» DESCRIPTION OF THE TASK
Repeat each record exactly as written, and drop any images.

(Interface markup and scripts)
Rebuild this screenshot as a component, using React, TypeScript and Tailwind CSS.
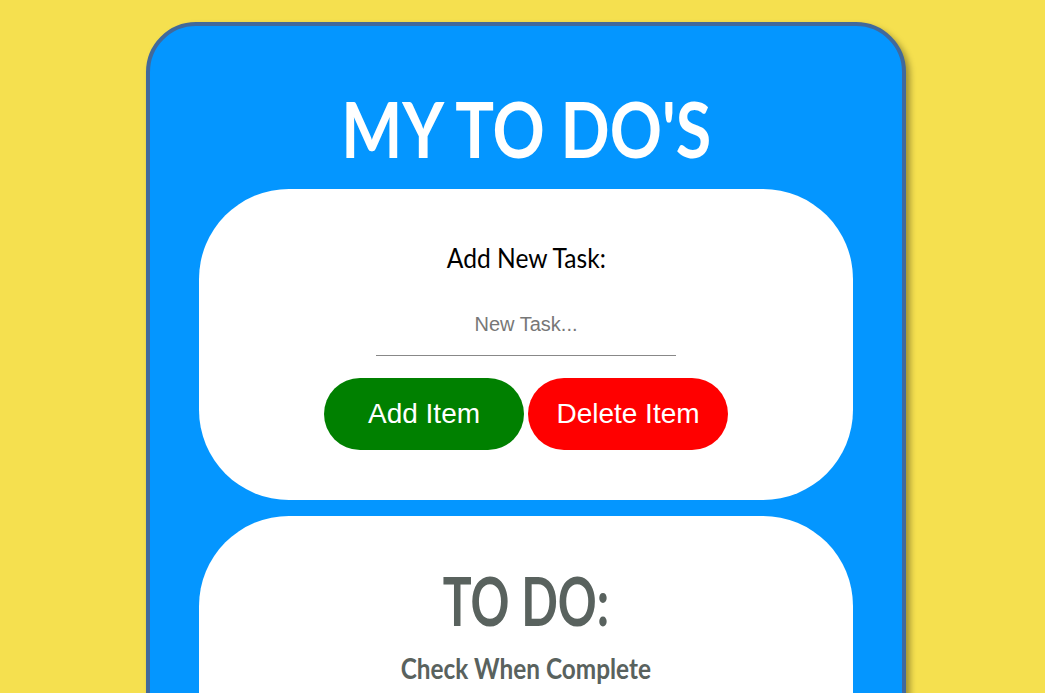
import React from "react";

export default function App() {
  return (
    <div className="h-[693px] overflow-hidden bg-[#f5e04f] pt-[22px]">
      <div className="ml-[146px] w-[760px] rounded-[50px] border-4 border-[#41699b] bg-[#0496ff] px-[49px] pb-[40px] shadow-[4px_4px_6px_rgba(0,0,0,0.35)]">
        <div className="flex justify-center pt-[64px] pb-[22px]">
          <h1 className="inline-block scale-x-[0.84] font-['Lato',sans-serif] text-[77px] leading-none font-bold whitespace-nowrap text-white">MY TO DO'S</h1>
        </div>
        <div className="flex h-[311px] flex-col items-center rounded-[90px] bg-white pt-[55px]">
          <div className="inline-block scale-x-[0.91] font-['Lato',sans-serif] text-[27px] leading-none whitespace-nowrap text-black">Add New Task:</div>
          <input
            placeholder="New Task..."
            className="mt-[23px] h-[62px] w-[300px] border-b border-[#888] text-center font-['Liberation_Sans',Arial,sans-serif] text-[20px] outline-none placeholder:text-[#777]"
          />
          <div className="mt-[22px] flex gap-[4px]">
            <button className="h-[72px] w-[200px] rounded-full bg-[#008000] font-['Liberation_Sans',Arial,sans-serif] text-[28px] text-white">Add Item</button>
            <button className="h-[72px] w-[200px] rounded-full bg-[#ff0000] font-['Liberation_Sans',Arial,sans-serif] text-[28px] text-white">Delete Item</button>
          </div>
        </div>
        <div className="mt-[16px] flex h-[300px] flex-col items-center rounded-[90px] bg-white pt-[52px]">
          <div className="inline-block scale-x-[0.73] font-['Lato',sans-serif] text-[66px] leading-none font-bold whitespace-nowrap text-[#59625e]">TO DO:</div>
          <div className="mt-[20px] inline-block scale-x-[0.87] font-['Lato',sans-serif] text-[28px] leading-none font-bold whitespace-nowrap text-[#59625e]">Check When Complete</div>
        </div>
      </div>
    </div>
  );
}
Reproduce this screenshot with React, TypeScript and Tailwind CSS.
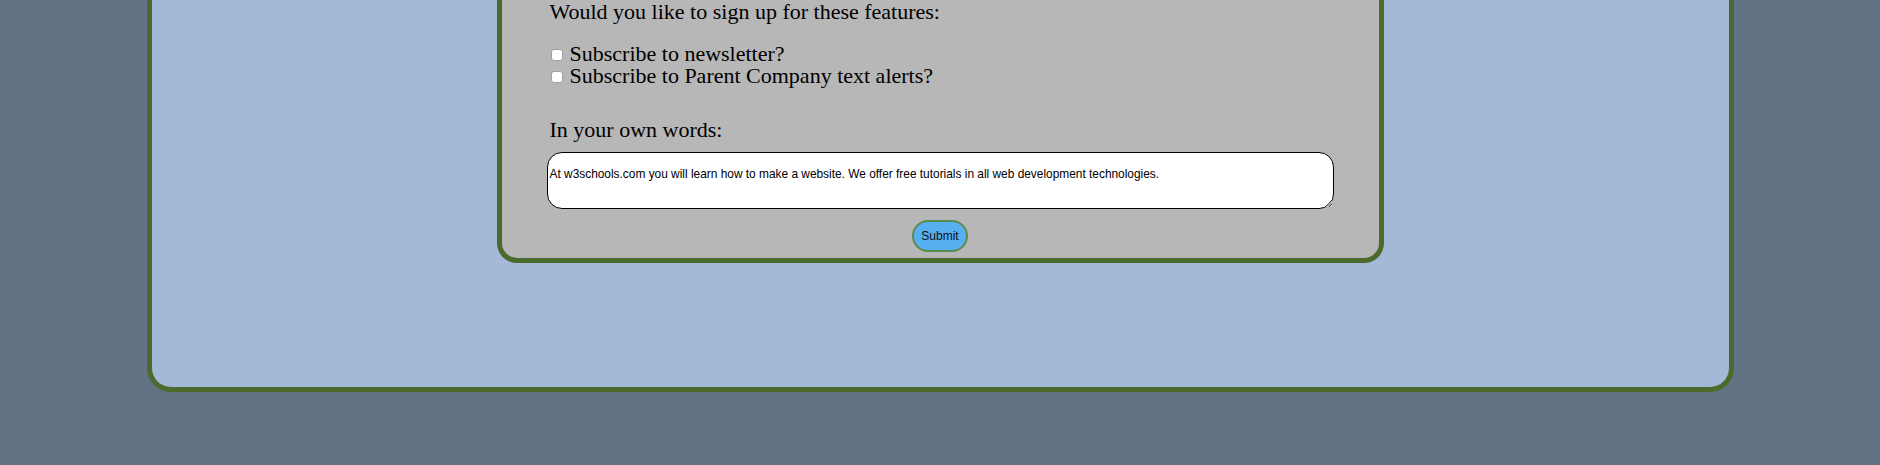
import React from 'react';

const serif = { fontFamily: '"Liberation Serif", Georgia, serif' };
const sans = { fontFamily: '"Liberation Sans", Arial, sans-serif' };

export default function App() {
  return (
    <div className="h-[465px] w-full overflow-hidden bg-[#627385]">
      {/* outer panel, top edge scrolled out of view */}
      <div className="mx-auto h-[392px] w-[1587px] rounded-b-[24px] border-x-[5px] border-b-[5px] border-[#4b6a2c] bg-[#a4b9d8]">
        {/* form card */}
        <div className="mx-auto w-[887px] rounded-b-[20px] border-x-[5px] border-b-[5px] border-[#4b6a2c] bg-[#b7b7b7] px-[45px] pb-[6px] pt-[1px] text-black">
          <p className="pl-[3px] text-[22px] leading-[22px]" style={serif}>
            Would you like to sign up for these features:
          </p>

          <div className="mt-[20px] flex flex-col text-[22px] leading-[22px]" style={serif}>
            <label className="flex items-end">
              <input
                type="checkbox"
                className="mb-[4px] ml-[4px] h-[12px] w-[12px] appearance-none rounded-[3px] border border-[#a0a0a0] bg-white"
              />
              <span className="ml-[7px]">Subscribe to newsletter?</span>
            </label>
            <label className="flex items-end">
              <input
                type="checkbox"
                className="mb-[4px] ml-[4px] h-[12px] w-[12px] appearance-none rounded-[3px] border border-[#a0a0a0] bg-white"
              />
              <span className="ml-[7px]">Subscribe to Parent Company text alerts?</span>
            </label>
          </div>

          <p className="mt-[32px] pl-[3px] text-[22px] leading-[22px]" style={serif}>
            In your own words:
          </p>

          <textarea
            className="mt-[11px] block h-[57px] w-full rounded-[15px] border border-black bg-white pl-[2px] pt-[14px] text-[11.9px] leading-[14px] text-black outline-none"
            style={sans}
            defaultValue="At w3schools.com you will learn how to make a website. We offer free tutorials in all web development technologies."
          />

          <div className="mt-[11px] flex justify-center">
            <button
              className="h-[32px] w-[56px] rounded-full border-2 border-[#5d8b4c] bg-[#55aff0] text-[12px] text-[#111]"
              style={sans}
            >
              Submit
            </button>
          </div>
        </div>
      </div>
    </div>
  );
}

» EXERCISE ANSWER
Rebuild this screenshot as a component, using React, TypeScript and Tailwind CSS.
import React from "react";

export default function App() {
  return (
    <div className="h-[693px] overflow-hidden bg-[#f5e04f] pt-[22px]">
      <div className="ml-[146px] w-[760px] rounded-[50px] border-4 border-[#41699b] bg-[#0496ff] px-[49px] pb-[40px] shadow-[4px_4px_6px_rgba(0,0,0,0.35)]">
        <div className="flex justify-center pt-[64px] pb-[22px]">
          <h1 className="inline-block scale-x-[0.84] font-['Lato',sans-serif] text-[77px] leading-none font-bold whitespace-nowrap text-white">MY TO DO'S</h1>
        </div>
        <div className="flex h-[311px] flex-col items-center rounded-[90px] bg-white pt-[55px]">
          <div className="inline-block scale-x-[0.91] font-['Lato',sans-serif] text-[27px] leading-none whitespace-nowrap text-black">Add New Task:</div>
          <input
            placeholder="New Task..."
            className="mt-[23px] h-[62px] w-[300px] border-b border-[#888] text-center font-['Liberation_Sans',Arial,sans-serif] text-[20px] outline-none placeholder:text-[#777]"
          />
          <div className="mt-[22px] flex gap-[4px]">
            <button className="h-[72px] w-[200px] rounded-full bg-[#008000] font-['Liberation_Sans',Arial,sans-serif] text-[28px] text-white">Add Item</button>
            <button className="h-[72px] w-[200px] rounded-full bg-[#ff0000] font-['Liberation_Sans',Arial,sans-serif] text-[28px] text-white">Delete Item</button>
          </div>
        </div>
        <div className="mt-[16px] flex h-[300px] flex-col items-center rounded-[90px] bg-white pt-[52px]">
          <div className="inline-block scale-x-[0.73] font-['Lato',sans-serif] text-[66px] leading-none font-bold whitespace-nowrap text-[#59625e]">TO DO:</div>
          <div className="mt-[20px] inline-block scale-x-[0.87] font-['Lato',sans-serif] text-[28px] leading-none font-bold whitespace-nowrap text-[#59625e]">Check When Complete</div>
        </div>
      </div>
    </div>
  );
}
Reproduce this screenshot with React, TypeScript and Tailwind CSS.
import React from 'react';

const serif = { fontFamily: '"Liberation Serif", Georgia, serif' };
const sans = { fontFamily: '"Liberation Sans", Arial, sans-serif' };

export default function App() {
  return (
    <div className="h-[465px] w-full overflow-hidden bg-[#627385]">
      {/* outer panel, top edge scrolled out of view */}
      <div className="mx-auto h-[392px] w-[1587px] rounded-b-[24px] border-x-[5px] border-b-[5px] border-[#4b6a2c] bg-[#a4b9d8]">
        {/* form card */}
        <div className="mx-auto w-[887px] rounded-b-[20px] border-x-[5px] border-b-[5px] border-[#4b6a2c] bg-[#b7b7b7] px-[45px] pb-[6px] pt-[1px] text-black">
          <p className="pl-[3px] text-[22px] leading-[22px]" style={serif}>
            Would you like to sign up for these features:
          </p>

          <div className="mt-[20px] flex flex-col text-[22px] leading-[22px]" style={serif}>
            <label className="flex items-end">
              <input
                type="checkbox"
                className="mb-[4px] ml-[4px] h-[12px] w-[12px] appearance-none rounded-[3px] border border-[#a0a0a0] bg-white"
              />
              <span className="ml-[7px]">Subscribe to newsletter?</span>
            </label>
            <label className="flex items-end">
              <input
                type="checkbox"
                className="mb-[4px] ml-[4px] h-[12px] w-[12px] appearance-none rounded-[3px] border border-[#a0a0a0] bg-white"
              />
              <span className="ml-[7px]">Subscribe to Parent Company text alerts?</span>
            </label>
          </div>

          <p className="mt-[32px] pl-[3px] text-[22px] leading-[22px]" style={serif}>
            In your own words:
          </p>

          <textarea
            className="mt-[11px] block h-[57px] w-full rounded-[15px] border border-black bg-white pl-[2px] pt-[14px] text-[11.9px] leading-[14px] text-black outline-none"
            style={sans}
            defaultValue="At w3schools.com you will learn how to make a website. We offer free tutorials in all web development technologies."
          />

          <div className="mt-[11px] flex justify-center">
            <button
              className="h-[32px] w-[56px] rounded-full border-2 border-[#5d8b4c] bg-[#55aff0] text-[12px] text-[#111]"
              style={sans}
            >
              Submit
            </button>
          </div>
        </div>
      </div>
    </div>
  );
}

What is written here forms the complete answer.